------ TASK INPUT
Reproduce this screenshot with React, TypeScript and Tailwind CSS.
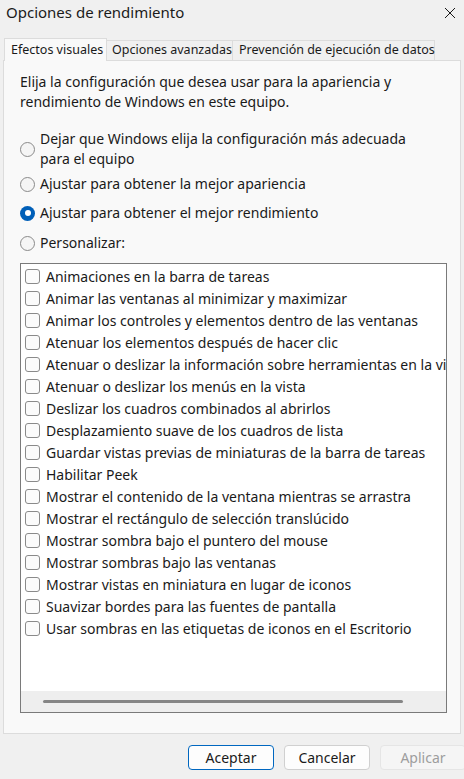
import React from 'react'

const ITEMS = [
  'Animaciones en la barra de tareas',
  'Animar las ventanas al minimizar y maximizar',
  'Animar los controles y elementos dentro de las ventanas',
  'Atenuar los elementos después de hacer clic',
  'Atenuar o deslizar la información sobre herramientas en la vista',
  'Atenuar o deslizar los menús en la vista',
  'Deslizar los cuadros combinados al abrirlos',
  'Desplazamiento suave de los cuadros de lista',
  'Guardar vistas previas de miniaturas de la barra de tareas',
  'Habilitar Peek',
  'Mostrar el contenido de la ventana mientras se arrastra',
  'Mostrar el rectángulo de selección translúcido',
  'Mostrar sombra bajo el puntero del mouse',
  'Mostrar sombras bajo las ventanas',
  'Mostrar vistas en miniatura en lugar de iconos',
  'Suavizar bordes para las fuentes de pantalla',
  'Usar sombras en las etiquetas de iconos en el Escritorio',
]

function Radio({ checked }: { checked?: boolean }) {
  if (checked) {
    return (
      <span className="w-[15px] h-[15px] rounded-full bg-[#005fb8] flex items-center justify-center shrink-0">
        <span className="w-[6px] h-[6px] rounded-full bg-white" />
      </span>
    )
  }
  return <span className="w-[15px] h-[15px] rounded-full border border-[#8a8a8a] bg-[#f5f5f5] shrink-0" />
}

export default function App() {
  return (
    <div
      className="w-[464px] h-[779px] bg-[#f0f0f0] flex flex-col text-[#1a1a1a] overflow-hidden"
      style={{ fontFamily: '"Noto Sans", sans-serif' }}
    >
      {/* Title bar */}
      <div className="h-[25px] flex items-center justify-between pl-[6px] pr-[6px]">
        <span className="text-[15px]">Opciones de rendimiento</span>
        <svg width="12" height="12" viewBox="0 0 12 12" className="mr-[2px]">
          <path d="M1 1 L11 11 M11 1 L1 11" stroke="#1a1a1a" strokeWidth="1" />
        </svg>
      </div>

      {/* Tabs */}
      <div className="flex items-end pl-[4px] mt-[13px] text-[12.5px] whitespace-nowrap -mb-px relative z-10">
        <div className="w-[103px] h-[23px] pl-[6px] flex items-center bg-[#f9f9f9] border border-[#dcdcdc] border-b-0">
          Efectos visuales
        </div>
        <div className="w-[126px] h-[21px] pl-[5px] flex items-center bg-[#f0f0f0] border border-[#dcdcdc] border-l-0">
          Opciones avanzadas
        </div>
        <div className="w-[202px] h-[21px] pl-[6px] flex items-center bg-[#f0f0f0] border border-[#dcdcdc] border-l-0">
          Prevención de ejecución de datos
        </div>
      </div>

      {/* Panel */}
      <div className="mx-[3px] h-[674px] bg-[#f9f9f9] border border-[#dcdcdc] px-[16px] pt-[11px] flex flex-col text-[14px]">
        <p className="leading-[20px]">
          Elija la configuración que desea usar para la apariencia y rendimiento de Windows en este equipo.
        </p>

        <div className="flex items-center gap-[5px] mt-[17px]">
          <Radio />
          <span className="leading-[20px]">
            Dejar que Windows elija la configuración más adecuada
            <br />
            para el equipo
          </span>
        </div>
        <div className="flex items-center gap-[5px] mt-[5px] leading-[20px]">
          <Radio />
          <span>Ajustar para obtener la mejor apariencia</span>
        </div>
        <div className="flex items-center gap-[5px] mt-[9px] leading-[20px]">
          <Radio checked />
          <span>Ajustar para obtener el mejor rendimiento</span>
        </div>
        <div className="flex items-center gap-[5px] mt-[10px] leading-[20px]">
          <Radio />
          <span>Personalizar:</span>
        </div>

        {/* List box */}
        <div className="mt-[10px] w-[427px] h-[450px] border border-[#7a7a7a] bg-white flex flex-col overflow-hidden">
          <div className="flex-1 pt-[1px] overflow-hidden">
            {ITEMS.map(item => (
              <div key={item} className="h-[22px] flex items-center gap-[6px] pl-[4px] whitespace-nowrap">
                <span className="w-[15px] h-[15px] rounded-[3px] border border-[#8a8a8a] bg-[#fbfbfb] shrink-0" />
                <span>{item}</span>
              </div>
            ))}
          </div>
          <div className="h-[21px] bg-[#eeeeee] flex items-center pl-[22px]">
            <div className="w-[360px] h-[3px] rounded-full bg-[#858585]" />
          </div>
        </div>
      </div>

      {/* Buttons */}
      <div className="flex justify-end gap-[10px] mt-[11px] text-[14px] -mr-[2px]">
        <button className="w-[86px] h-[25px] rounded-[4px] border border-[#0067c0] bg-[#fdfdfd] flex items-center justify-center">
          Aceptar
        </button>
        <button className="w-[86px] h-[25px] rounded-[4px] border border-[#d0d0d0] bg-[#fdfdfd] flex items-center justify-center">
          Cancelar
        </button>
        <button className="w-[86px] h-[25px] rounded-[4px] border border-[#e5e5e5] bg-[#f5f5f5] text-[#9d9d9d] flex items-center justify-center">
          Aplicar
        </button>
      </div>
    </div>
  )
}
------------
------ TASK INPUT
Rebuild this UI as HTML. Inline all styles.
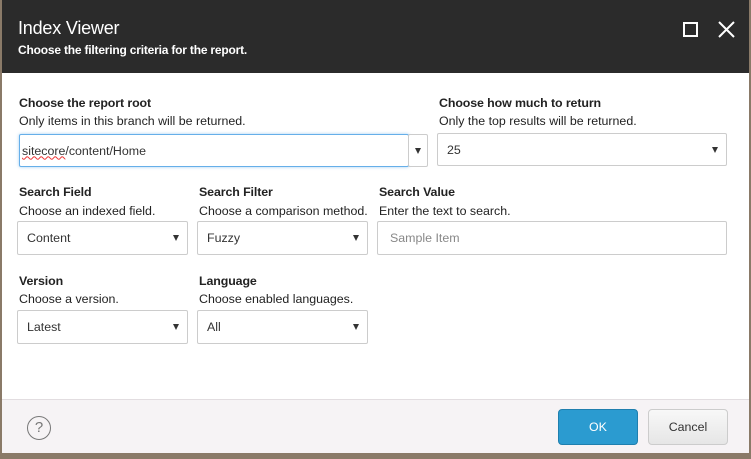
------------
------ TASK INPUT
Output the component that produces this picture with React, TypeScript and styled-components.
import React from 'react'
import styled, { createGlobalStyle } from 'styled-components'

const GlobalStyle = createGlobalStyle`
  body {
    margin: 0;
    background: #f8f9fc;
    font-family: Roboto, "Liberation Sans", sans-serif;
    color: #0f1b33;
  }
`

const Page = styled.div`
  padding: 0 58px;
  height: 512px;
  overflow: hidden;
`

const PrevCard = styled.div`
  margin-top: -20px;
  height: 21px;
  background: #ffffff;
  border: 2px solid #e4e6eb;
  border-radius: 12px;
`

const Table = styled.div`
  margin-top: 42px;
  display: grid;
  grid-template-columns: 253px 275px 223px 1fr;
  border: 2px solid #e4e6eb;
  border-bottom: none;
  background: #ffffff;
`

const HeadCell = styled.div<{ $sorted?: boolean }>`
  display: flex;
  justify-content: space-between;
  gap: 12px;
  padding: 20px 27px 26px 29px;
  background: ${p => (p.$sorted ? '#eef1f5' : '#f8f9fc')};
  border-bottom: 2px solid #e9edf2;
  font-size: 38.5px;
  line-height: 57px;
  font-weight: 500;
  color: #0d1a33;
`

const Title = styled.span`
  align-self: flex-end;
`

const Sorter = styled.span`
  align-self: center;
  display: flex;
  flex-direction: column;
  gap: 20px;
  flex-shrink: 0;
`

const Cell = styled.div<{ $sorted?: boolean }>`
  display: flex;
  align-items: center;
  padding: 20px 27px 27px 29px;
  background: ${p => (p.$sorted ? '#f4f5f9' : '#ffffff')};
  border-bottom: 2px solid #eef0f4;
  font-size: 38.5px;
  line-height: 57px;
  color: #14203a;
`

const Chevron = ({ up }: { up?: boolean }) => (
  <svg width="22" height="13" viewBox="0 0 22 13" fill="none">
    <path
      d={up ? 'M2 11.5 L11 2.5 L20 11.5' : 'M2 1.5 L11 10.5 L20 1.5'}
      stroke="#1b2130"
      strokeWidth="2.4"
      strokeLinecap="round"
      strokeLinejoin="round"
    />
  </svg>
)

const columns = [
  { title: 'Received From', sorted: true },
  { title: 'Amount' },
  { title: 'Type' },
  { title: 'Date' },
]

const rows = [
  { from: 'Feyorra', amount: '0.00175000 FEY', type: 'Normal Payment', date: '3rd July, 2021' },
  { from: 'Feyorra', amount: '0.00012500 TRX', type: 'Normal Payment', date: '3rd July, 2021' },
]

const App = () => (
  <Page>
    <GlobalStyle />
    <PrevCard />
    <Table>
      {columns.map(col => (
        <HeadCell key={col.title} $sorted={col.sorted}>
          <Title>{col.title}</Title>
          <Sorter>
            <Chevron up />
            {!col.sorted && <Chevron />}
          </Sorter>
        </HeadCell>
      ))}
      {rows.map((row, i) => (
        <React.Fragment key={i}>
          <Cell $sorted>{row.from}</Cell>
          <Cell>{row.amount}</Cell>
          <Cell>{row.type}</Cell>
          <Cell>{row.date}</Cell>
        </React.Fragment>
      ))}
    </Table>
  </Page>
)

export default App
------------
* EXERCISE DESCRIPTION: Tell how many lines of the data include the word "this", and nothing else.

* THE REPLY: 3